Step 5: Configure Alerts

Add PrometheusRule resources for critical Kafka conditions:

apiVersion: monitoring.coreos.com/v1
kind: PrometheusRule
metadata:
name: kafka-alerts
namespace: data-kafka
labels:
release: kube-prometheus-stack
spec:
groups:
- name: kafka.rules
rules:
- alert: KafkaUnderReplicatedPartitions
expr: sum(kafka_server_replicamanager_underreplicatedpartitions) > 0
for: 5m
labels:
severity: warning
annotations:
summary: "Kafka has under-replicated partitions"
description: "{{ $value }} partitions are under-replicated for more than 5 minutes."
- alert: KafkaNoActiveController
expr: sum(kafka_controller_kafkacontroller_activecontrollercount) != 1
for: 1m
labels:
severity: critical
annotations:
summary: "Kafka active controller count is not 1"
- alert: KafkaOfflinePartitions
expr: sum(kafka_controller_kafkacontroller_offlinepartitionscount) > 0
for: 1m
labels:
severity: critical
annotations:
summary: "Kafka has offline partitions"

Verification

  1. Confirm JMX exporter is running on broker pods:
    kubectl exec -n data-kafka production-kafka-0 -- curl -s localhost:9404/metrics | head -20
  2. Check Prometheus targets page for data-kafka/kafka-brokers — all 3 brokers should show UP.
  3. Open Grafana and search for "Kafka Broker Overview" dashboard.
  4. Trigger a test alert by scaling down a broker (non-prod only) and confirming the KafkaUnderReplicatedPartitions alert fires.

Troubleshooting

Prometheus shows no Kafka targets — Verify the ServiceMonitor label matches the Prometheus operator's serviceMonitorSelector.

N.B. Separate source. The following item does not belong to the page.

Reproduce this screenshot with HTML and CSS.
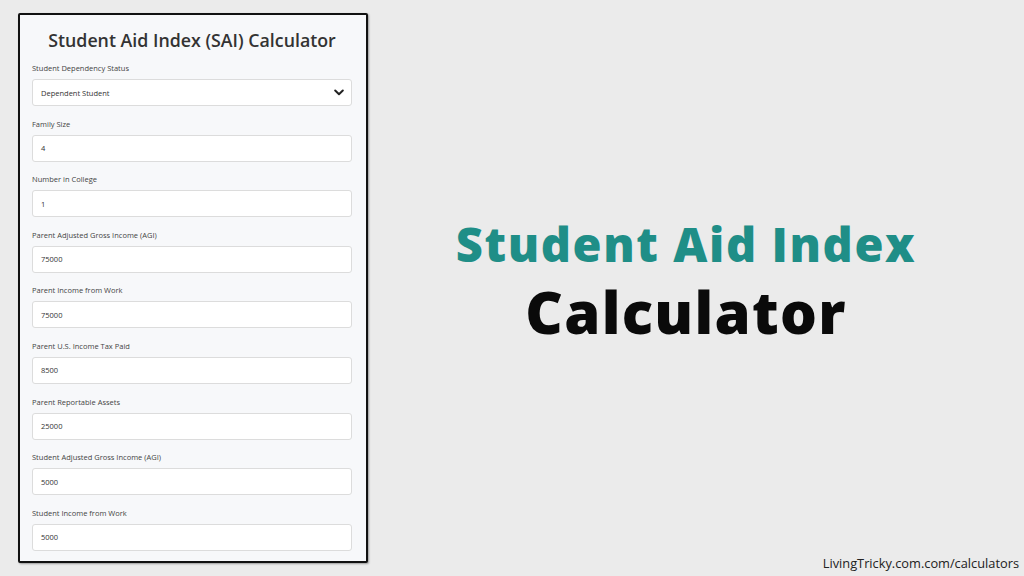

Check kubectl get servicemonitor -n data-kafka exists.

Metrics return empty — Confirm the kafka-metrics ConfigMap is mounted correctly. Check broker pod logs for JMX exporter startup errors.

Grafana dashboard not appearing — Verify the ConfigMap has the grafana_dashboard: "1" label and is in the namespace Grafana's sidecar watches (typically monitoring).